My white Dutch father took us out for fun things on the weekends when we were kids: White people things I still like today: cycling, hiking, sailing, camping, ice skating.
I also like white people things I did not learn from my father, like drinking beer in grouchy bars (still do) and smoking a lot (not anymore).
Also I never learnt the Suriname language, so every family gathering I sat quietly in a corner, with the feeling of fear of doing something wrong. When people made jokes and everyone laughed, I had to wait and then ask my mother or grandmother what the joke was about. But as it goes with jokes, they are not really funny when translated or repeated. Also on my mother's side I am the youngest, I was a child when the others were in their teens on my father's side the other way around. So not much connection was made with my family until my mother and grandmother died not so long ago and I experienced the comfort of cultural rituals in times of loss and grief and that some family will be there when things get real rough.
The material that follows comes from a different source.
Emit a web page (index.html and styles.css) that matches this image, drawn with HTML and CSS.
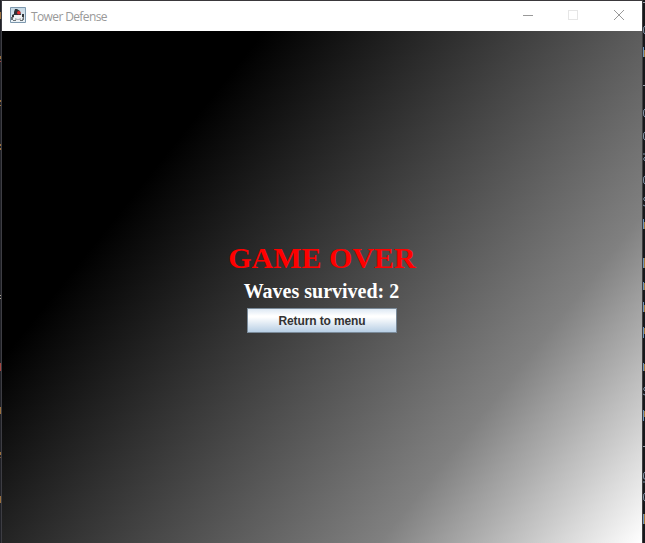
FILE: index.html
```
<!DOCTYPE html>
<html lang="en">
<head>
<meta charset="utf-8">
<title>Tower Defense</title>
<link rel="stylesheet" href="styles.css">
</head>
<body>
<div class="desktop">
  <svg class="edge-left" width="2" height="543" shape-rendering="crispEdges" aria-hidden="true">
    <path fill="#9b703d" d="M0 12h1v7H0zM0 56h1v3H0zM0 100h1v2H0zM0 105h1v1H0zM0 144h1v2H0zM0 148h1v2H0zM0 407h1v7H0zM0 452h1v3H0zM0 496h1v7H0z"/>
    <path fill="#a8a090" d="M0 295h1v1H0zM0 298h1v1H0z"/>
    <path fill="#a34642" d="M0 61h1v1H0zM0 363h1v8H0z"/>
    <path fill="#735238" d="M0 457h1v1H0z"/>
    <path fill="#3d3d43" d="M1 0h1v543H1z"/>
  </svg>
  <main class="window">
    <header class="titlebar">
      <svg class="app-icon" width="16" height="16" viewBox="0 0 16 16" aria-hidden="true">
        <defs><linearGradient id="sky" x2="0" y2="1"><stop stop-color="#c4d8e5"/><stop offset="1" stop-color="#eef4f8"/></linearGradient></defs>
        <path fill="url(#sky)" stroke="#7d98ae" d="M.5.5h15v15H.5z"/>
        <path fill="#303439" d="M5 2h2l3 2 1 4H4V5z"/>
        <path fill="#f2f3f4" d="M4 8h8v6H4z"/>
        <path fill="#34383c" d="M2 8l2-1v3l-2 1zM12 7h2v3h-2z"/>
        <path fill="#6c7276" d="M1 10h2v3H1zM13 10h1v3h-2zM3 13h3v1H3zM10 13h3v1h-3z"/>
        <path fill="#b4b9bc" d="M5 11l3 1 3-1v2H5z"/>
        <circle cx="8.8" cy="5.8" r="1.8" fill="#e52a2c"/>
      </svg>
      <h1 class="title">Tower Defense</h1>
      <div class="controls">
        <svg width="45" height="30" shape-rendering="crispEdges" aria-hidden="true"><path fill="#999" d="M16 14h10v1H16z"/></svg>
        <svg width="45" height="30" shape-rendering="crispEdges" aria-hidden="true"><path fill="none" stroke="#e6e6e6" d="M16.5 9.5h9v9h-9z"/></svg>
        <svg width="45" height="30" aria-hidden="true"><path fill="none" stroke="#999" d="M17 9l10 10M27 9L17 19"/></svg>
      </div>
    </header>
    <section class="game">
      <h2 class="headline">GAME OVER</h2>
      <p class="score">Waves survived: 2</p>
      <button class="menu-button" type="button">Return to menu</button>
    </section>
  </main>
  <svg class="edge-right" width="3" height="543" aria-hidden="true">
    <g shape-rendering="crispEdges">
      <path fill="#3d3d3f" d="M0 0h1v543H0z"/>
      <path fill="#9aa3ad" d="M1 2h2v1H1zM1 85h2v1H1zM1 446h2v1H1z"/>
      <path fill="#6f95bd" d="M1 47h1v10H1zM1 219h1v10H1zM1 258h1v10H1zM1 282h1v8H1zM1 302h1v10H1zM1 327h1v11H1zM1 363h1v8H1zM1 410h1v11H1zM1 514h1v10H1z"/>
      <path fill="#a07a3c" d="M2 50h1v7H2zM2 222h1v7H2zM2 258h1v10H2zM2 283h1v7H2zM2 305h1v7H2zM2 328h1v6H2zM2 364h1v7H2zM2 411h1v6H2zM2 514h1v10H2z"/>
    </g>
    <g fill="none" stroke="#8799ad">
      <path d="M3 26q-1.5 0-1.5 4t1.5 4M3 109q-1.5 0-1.5 4t1.5 4M3 132q-1.5 0-1.5 4t1.5 4M3 176q-1.5 0-1.5 4t1.5 4M3 472q-1.5 0-1.5 4t1.5 3M1 482h2M3 493q-1.5 0-1.5 4t1.5 4"/>
      <path d="M1 154h2M3 157q-3 2 0 4M3 197q-3 2 0 4M1 205l2 1M3 387q-3 2 0 4M1 394l2 1"/>
    </g>
  </svg>
</div>
</body>
</html>
```
FILE: styles.css
```
* { box-sizing: border-box; }
body { margin: 0; overflow: hidden; background: #1d1e22; }
.desktop {
  display: grid;
  grid-template-columns: 2px 640px 3px;
  width: 645px;
  height: 543px;
  background: #17181b;
}
.edge-left, .edge-right { display: block; }
.edge-left { background: #202127; }
.window {
  display: flex;
  flex-direction: column;
  border-top: 1px solid #3a383b;
}
.titlebar {
  display: flex;
  align-items: center;
  height: 30px;
  padding-left: 8px;
  background: #fff;
}
.app-icon { flex: none; margin-bottom: 2px; }
.title {
  margin: 1px 0 0 5px;
  color: #999;
  font: 400 12px/16px "Open Sans", "Noto Sans", sans-serif;
  letter-spacing: -0.62px;
}
.controls { display: flex; margin-left: auto; }
.controls svg { display: block; }
.game {
  display: flex;
  flex: 1;
  flex-direction: column;
  align-items: center;
  padding-top: 209px;
  background: linear-gradient(128.66deg, #000 25%, #808080 75%, #fff 100%);
}
.headline, .score {
  margin: 0;
  font-family: "Liberation Serif", serif;
  font-weight: 700;
  white-space: nowrap;
}
.headline { color: #f00; font-size: 30px; line-height: 35px; }
.score { margin: 4px 1px 0 0; color: #fff; font-size: 20px; line-height: 24px; }
.menu-button {
  width: 150px;
  height: 25px;
  margin-top: 5px;
  padding: 1px 0 0;
  border: 1px solid #7a8a99;
  background: linear-gradient(#dde8f3 0%, #fff 30%, #fff 35%, #b8cfe5 100%);
  color: #333;
  font: 700 12px/22px "Liberation Sans", sans-serif;
  letter-spacing: -0.12px;
}
```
I found some identity in being an artist in my early twenties. And when that failed things got very difficult for me for a while, but I have come out at the other side not wanting to belong to anything anymore. I stopped longing for a box that would fit me (or have me) to enjoy all the freedom outside.
Back to the square: It is much easier to scream away with the next fella who talks about us all: we all need change, we all need to be safe, we all need peace. Amen to that I suppose. But the next person up is a woman who shouts the popular phrases: “No justice, No peace!”
The shouting gets louder and seems to be a crowd pleaser. The fun thing with Ireland is there are only a few people who are not white. Migrants are new here, there is no box for them yet. And the Irish themselves be they (very) white, they identify with being oppressed and colonised.
Famous phrase from the commitments: “The Irish are the blacks of Europe, The Dubliners the Blacks of Ireland and the North Siders are the blacks of Dublin… so say it loud: I’m black and I'm proud”.
I wonder who we are screaming at. Despite that the energy of these people translates as shivers through my body and it makes me emotional, a bit teary eyed even, I don’t really know why.
Do I feel supported?
As in I wish my mother could see this or do I feel proud that even though I think nobody really gets the subtleties of it, they do want to stand up for each other. They want to move past something that maybe they have maybe they haven’t. And I know how much black people have made me feel non black. I think about the other half whites, with that other religion and all the Facebooks saying Je suis Charlie instead of I can’t breathe. Are we fighting for them too? Or is it still ok to hate those?
No justice, no peace.
But I can’t demonstrate for the opposite of peace, however noble the desire behind it.
No justice, no peace. It isn't war anyone should be asking for. It is for dumb and hateful people to become less and less powerful and for open minded people to become more.
This and the gatherings around the world are to show people that still hate how weird and backwards they are and that they hopefully quiet their minds for a bit and think about who and why they are so against what is different.
Hopefully black people will do the same and be more open. The more anger about racism the more separation between black people and white people. The white trying to come closer, the blacks taking a step back.
I saw a ‘blind date’ on camera where a boy and a girl asked each other questions from cards. They were both what I would call light black Americans in their twenties.
“The first question from a card was: What was the first thing you noticed about me?”
The answer: That you were not white.
He laughs: me too.
A testimony of yet another generation of grown-ups shaped with a culture of them and us. And whether you identify as black or as white, if we keep making the difference important this ‘war’ will never go away.